YDSE with two different mediums

[Saitama]

Homework Statement

Consider the scheme of YDSE as shown in fig filled with transparent of refractive indices $n_1$ and $n_2$ respectively.The slits are at a distance d apart. Find:

1. Location and width of central maxima.

2. Condition for constructive and destructive inteference

3. Fringe width above and below O.

Homework Equations

The Attempt at a Solution

I have never encountered such kind of setup for YDSE so I am not sure if the following is correct.

Consider the rays shown in attachment 2. I am thinking that if the refracted ray is extended backwards, it meets the cardboard with slits at point P. I can consider point P as the "effective" second slit. So I need the distance between the slit $S_1$ and this point i.e (x+d/2).

From Snell's law and trigonometry, I found $x=\frac{n_1d}{2n_2}$. Hence, the central maxima would lie on the perpendicular bisector of line joining $S_1$ and P i.e at a distance of $d/4(1+n_1/n_2)$. The central maxima is at distance $(d/4)(1-n_1/n_2)$ from O. Is this correct?

Any help is appreciated. Thanks!

 

[Simon Bridge]

The effect of the media is to change the effective path length... there have been treatments of this:
http://www.physics.ohio-state.edu/~gohlke/pedagogy/Phys133I_Diffraction.pdf
... just puts a glass slide after one slit.
Which is more usual.

For the case that the media goes all the way to the screen - say a glass block on one side and some liquid on the other - you still need the whole path, because the phase at P is also important and P is also in different places for different positions along the screen. i.e. you cannot treat point P as an effective "other slit".

 

[Saitama]

Hi Simon Bridge! :)

...and P is also in different places for different positions along the screen.

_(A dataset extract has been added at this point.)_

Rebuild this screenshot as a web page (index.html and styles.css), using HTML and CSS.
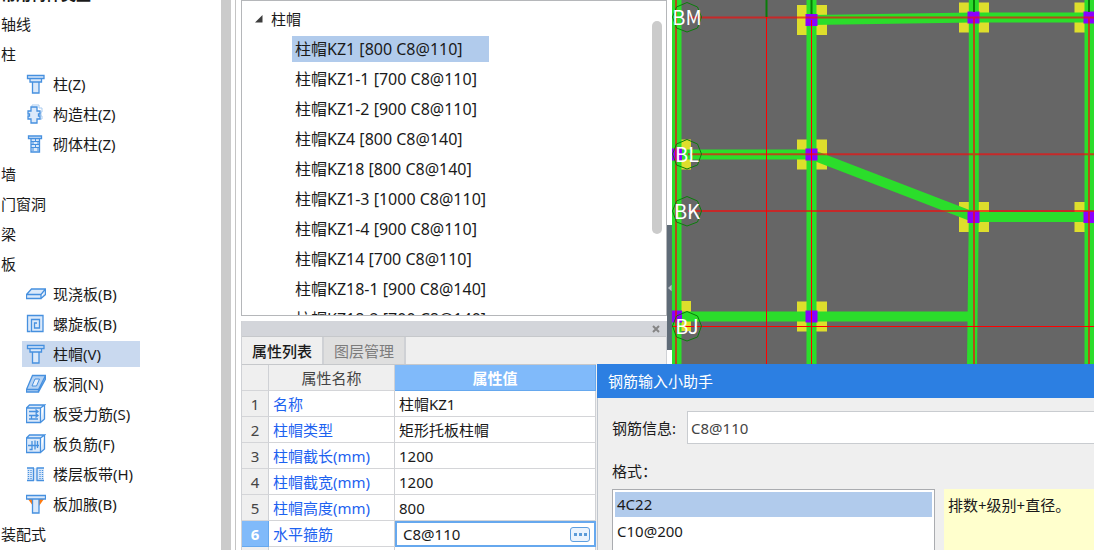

I am not sure if I agree with this but the value of $x$ comes out to be the same irrespective of the position on the screen.

 

[Simon Bridge]

OK, so let's label a few more bits of your diagram so I can talk about them:
Let the point of refraction be $Q$ and the point on the screen be $R$, the distance $|OR|=z$.

sanity check:

for $d<<D$, $\alpha \simeq \pi/2$, which makes $\beta \simeq \sin^{-1}\frac{n_2}{n_1}$
... which fixes the value of $\beta$ to a narrow range of possible angles: approximately constant.

Given constant $\beta$, the position of R will determine the position of Q and P.
You can check this with a straight edge.

[edited for brevity]

 

[Saitama]

Sorry for the delay in reply.

Given constant $\beta$, the position of R will determine the position of Q and P.
You can check this with a straight edge.

I am in full agreement that position of Q depends on position of R but I don't see how the position of P gets affected. Can you please show me what's wrong with the calculations I have done in my attempt? Please tell me if anything is unclear in my attempt, I will post the steps for how I arrived at $x$.

 

[Simon Bridge]

I am in full agreement that position of Q depends on position of R but I don't see how the position of P gets affected.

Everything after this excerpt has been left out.